The fact she's aiming herself toward a path predominantly trodden by men doesn't sway her in the least. Besides, times are changing. The new television package has introduced a whole new crop of fans to NASCAR, many of whom are women. And the business side of the sport has proven it thrives on intelligent people making smart decisions-- not just intelligent men. Case and point, Jimmy's wife, Pat, who handles many of the ownership responsibilities at Spencer Motor Ventures. For six years, it has been Pat Spencer's ability to run the company that has allowed her husband to do what he does best-- drive.
As driving goes, Jimmy Spencer will be back inside the #1 Yellow Chevrolet-- a James Finch-owned car-- this weekend at Lowe's Motor Speedway, a track he's particularly fond of since it's just a few miles from home. For much of the same reason, Katrina-- the future team owner-- finds a liking to the track as well, for she won't have to miss this weekend's high school dance to see her dad race Saturday. With the Little Trees 300 (1 p.m. EDT on TNT) now upon us, Jimmy sits down to discuss the impact his wife has made in this profession, and how women have become a part of what was once-- and often times still is-- regarded as a man's sport.
Driver Jimmy Spencer's thoughts--
You credit a lot of your success to your wife, Pat. Why?
"The old saying' Behind every good man is a good woman' is certainly true in my case. My wife and I have worked hard for what we have, and I'm proud to say that. Not only was she there when I was trying to make it as a driver, but she has played such a big part in the success of our race team at Spencer Motor Ventures. She makes a lot of important decisions, and I rely on her for everything. We communicate well, we're very open with each other, and she's tough when she needs to be."
You drove your own Busch car at SMV for several years and then decided to drive for James Finch at Phoenix Racing last year. Is it odd competing against the car you own?
"I'll never drive my own car again, because it's hard for the crew chief to communicate with the driver when the driver is his boss. If he thinks the driver is doing something wrong, he ought to be able to say that without fear of making the boss mad and losing his job. I think it hurts the team. So I decided to not drive my own car anymore, and it's one of the smartest things I've done. I joined up with Phoenix Racing and Team Yellow last year, and it's been a great relationship."
Your daughter says she wants to be a team owner. What do you think of that, giving the fact there are not a lot of female owners in this sport?
"I see a lot of my wife in Katrina, and that makes me think she would be very good at being an owner in this sport. If she grows up to be anything like my wife, then I know she'll be good. Right now I don't want her to think about that, because she's only 14. You know, my son says he wants to race, but that's a decision I don't want him to make right now. I want both of them to enjoy being kids, and then when the time comes to choose a career, then they can think about that. She says she wants to be a team owner, and I have no problem with that. I can see her in that role."

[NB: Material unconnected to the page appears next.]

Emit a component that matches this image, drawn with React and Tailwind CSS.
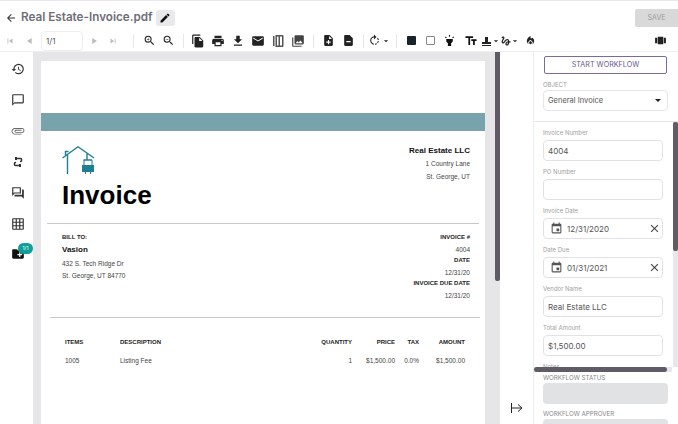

Are there enough women in key positions in this sport?
"It's definitely improved a lot over the years. You look in the garage and see a lot more women than you used to. I think teams and agencies and companies that work directly in the sport have realized that this isn't just a man's sport. You look at a lot of the drivers, such as myself, who have become owners over the past five or 10 years; most of them rely heavily on their wives. I guess Dale Earnhardt kind of started that. When he started DEI (Dale Earnhardt, Inc.), Teresa played a very big role in building that operation. People started recognizing her importance at DEI and realized that it wasn't just Dale. A lot of the drivers' wives are relied on to manage and handle the family's interests, and I don't care what anyone says, you've got to be a sharp person to do that.
"You've also got women who are landing prominent positions within NASCAR itself, you're seeing women break into the sport as drivers, and you're even seeing women on crews now. So I see it as a positive in our sport, and it's something you're going to see continue to grow."
You know, rumor has it your wife wears the pants in the family. Is that true?
"She knows how to take charge. Sometimes she'll be waiting on me to come out of the hauler for drivers intros or something like that, and she'll get impatient and say,' Jimmy, let's go!' and I'll jokingly say' Yes, Boss.'"
You, Jimmy Spencer, calling someone Boss?
"Yeah, but don't write that. I wouldn't want that to get out."
Whatever you say... Boss.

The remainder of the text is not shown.